Source data:
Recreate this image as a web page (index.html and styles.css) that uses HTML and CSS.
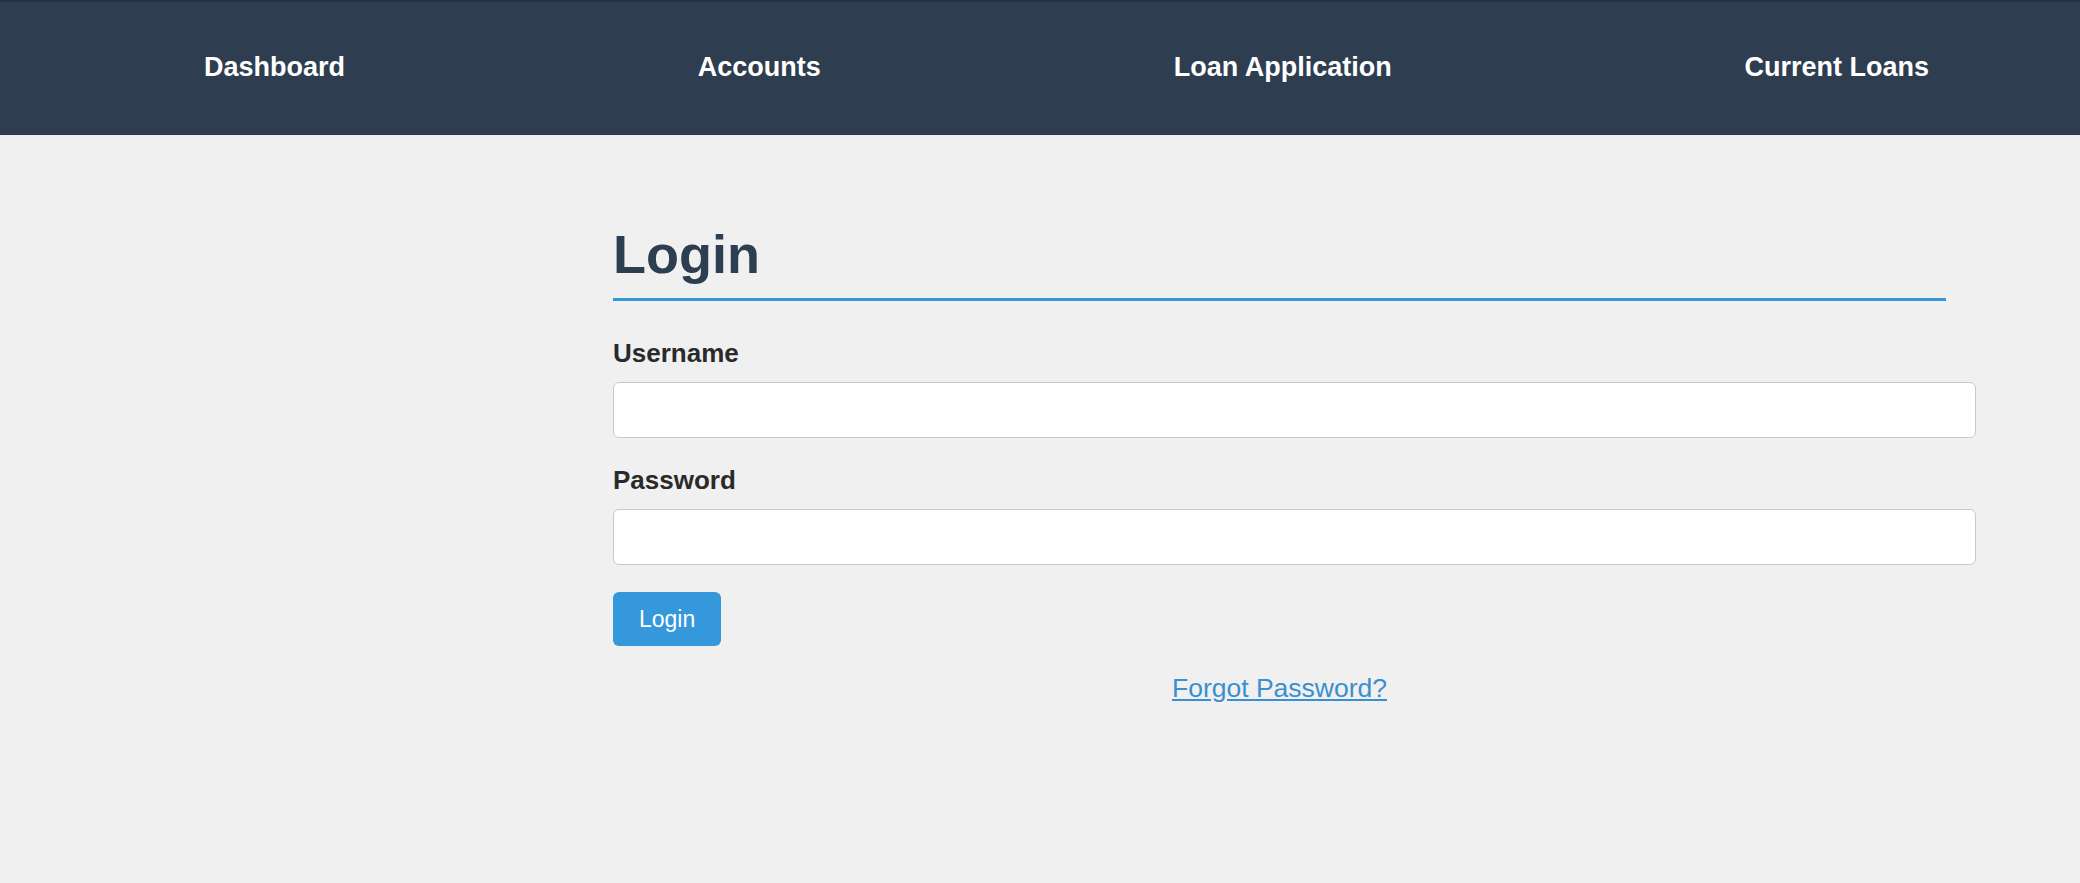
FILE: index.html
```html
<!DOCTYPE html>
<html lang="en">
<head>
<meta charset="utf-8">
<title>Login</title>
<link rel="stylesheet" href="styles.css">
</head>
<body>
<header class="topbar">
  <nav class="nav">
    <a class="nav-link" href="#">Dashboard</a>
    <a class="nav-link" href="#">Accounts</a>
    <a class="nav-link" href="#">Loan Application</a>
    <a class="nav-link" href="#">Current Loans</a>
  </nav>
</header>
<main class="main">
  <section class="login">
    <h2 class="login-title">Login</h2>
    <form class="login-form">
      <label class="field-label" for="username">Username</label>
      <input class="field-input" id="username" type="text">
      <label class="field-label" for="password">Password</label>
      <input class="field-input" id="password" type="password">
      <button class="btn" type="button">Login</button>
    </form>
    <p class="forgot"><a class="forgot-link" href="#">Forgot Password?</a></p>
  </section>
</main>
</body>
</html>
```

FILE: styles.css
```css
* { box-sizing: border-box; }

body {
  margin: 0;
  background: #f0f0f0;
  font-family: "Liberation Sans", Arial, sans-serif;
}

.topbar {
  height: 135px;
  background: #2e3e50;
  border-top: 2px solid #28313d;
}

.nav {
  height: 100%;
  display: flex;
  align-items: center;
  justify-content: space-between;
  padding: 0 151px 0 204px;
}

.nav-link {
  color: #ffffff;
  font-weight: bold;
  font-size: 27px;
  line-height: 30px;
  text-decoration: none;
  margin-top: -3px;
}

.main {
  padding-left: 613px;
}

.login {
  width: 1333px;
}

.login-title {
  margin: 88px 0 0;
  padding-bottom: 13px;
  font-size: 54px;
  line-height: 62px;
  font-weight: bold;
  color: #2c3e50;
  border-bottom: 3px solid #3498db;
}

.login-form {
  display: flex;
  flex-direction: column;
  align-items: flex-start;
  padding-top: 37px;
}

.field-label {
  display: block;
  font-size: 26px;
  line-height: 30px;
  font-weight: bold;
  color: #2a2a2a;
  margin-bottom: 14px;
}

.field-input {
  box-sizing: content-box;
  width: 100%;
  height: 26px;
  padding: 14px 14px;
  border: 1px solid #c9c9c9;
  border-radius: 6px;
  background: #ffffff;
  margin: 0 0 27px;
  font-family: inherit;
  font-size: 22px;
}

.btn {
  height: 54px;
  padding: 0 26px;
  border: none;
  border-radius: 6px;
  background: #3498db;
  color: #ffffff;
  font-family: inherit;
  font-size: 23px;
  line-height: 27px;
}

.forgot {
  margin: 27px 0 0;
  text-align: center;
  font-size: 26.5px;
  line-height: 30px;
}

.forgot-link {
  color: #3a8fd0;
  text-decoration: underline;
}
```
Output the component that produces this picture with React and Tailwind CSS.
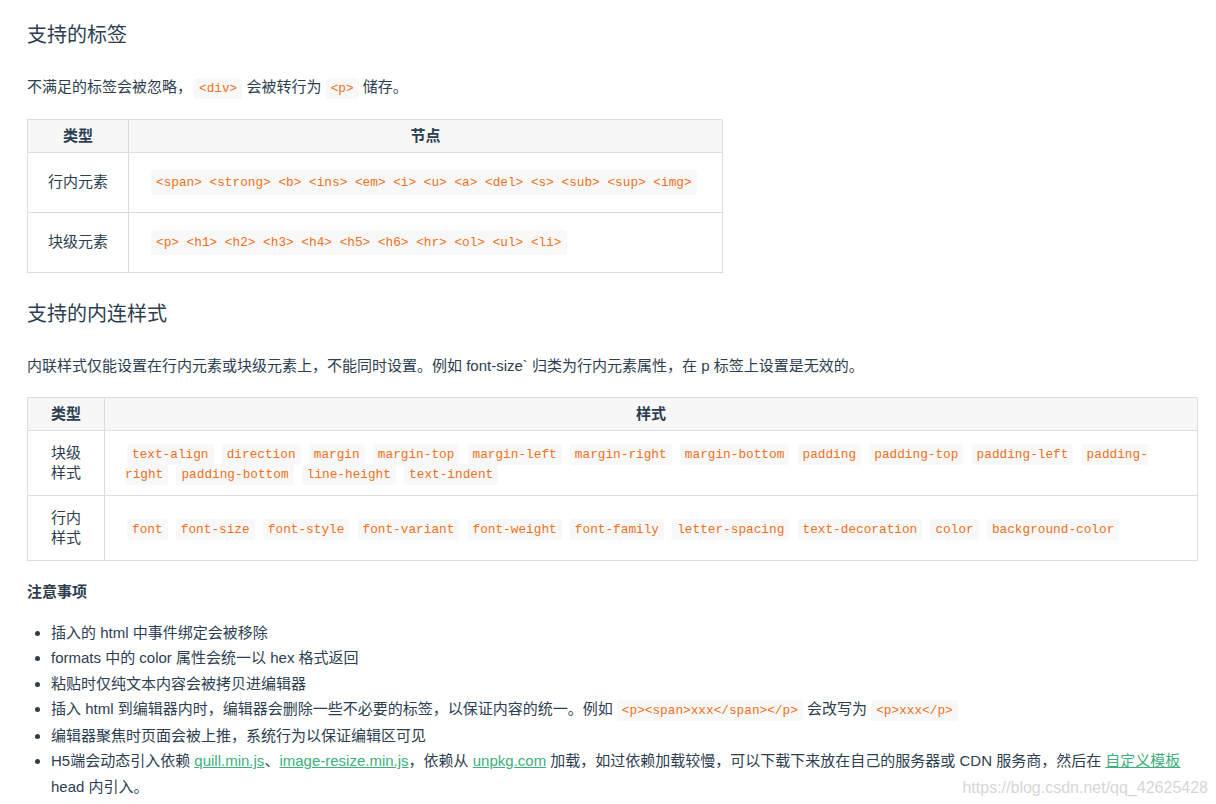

What is required
Ignore the images and quote every line of the listing exactly.

Exercise output
Recreate this image as a web page (index.html and styles.css) that uses HTML and CSS.
FILE: index.html
```html
<!DOCTYPE html>
<html lang="en">
<head>
<meta charset="utf-8">
<title>Login</title>
<link rel="stylesheet" href="styles.css">
</head>
<body>
<header class="topbar">
  <nav class="nav">
    <a class="nav-link" href="#">Dashboard</a>
    <a class="nav-link" href="#">Accounts</a>
    <a class="nav-link" href="#">Loan Application</a>
    <a class="nav-link" href="#">Current Loans</a>
  </nav>
</header>
<main class="main">
  <section class="login">
    <h2 class="login-title">Login</h2>
    <form class="login-form">
      <label class="field-label" for="username">Username</label>
      <input class="field-input" id="username" type="text">
      <label class="field-label" for="password">Password</label>
      <input class="field-input" id="password" type="password">
      <button class="btn" type="button">Login</button>
    </form>
    <p class="forgot"><a class="forgot-link" href="#">Forgot Password?</a></p>
  </section>
</main>
</body>
</html>
```

FILE: styles.css
```css
* { box-sizing: border-box; }

body {
  margin: 0;
  background: #f0f0f0;
  font-family: "Liberation Sans", Arial, sans-serif;
}

.topbar {
  height: 135px;
  background: #2e3e50;
  border-top: 2px solid #28313d;
}

.nav {
  height: 100%;
  display: flex;
  align-items: center;
  justify-content: space-between;
  padding: 0 151px 0 204px;
}

.nav-link {
  color: #ffffff;
  font-weight: bold;
  font-size: 27px;
  line-height: 30px;
  text-decoration: none;
  margin-top: -3px;
}

.main {
  padding-left: 613px;
}

.login {
  width: 1333px;
}

.login-title {
  margin: 88px 0 0;
  padding-bottom: 13px;
  font-size: 54px;
  line-height: 62px;
  font-weight: bold;
  color: #2c3e50;
  border-bottom: 3px solid #3498db;
}

.login-form {
  display: flex;
  flex-direction: column;
  align-items: flex-start;
  padding-top: 37px;
}

.field-label {
  display: block;
  font-size: 26px;
  line-height: 30px;
  font-weight: bold;
  color: #2a2a2a;
  margin-bottom: 14px;
}

.field-input {
  box-sizing: content-box;
  width: 100%;
  height: 26px;
  padding: 14px 14px;
  border: 1px solid #c9c9c9;
  border-radius: 6px;
  background: #ffffff;
  margin: 0 0 27px;
  font-family: inherit;
  font-size: 22px;
}

.btn {
  height: 54px;
  padding: 0 26px;
  border: none;
  border-radius: 6px;
  background: #3498db;
  color: #ffffff;
  font-family: inherit;
  font-size: 23px;
  line-height: 27px;
}

.forgot {
  margin: 27px 0 0;
  text-align: center;
  font-size: 26.5px;
  line-height: 30px;
}

.forgot-link {
  color: #3a8fd0;
  text-decoration: underline;
}
```
Output the component that produces this picture with React and Tailwind CSS.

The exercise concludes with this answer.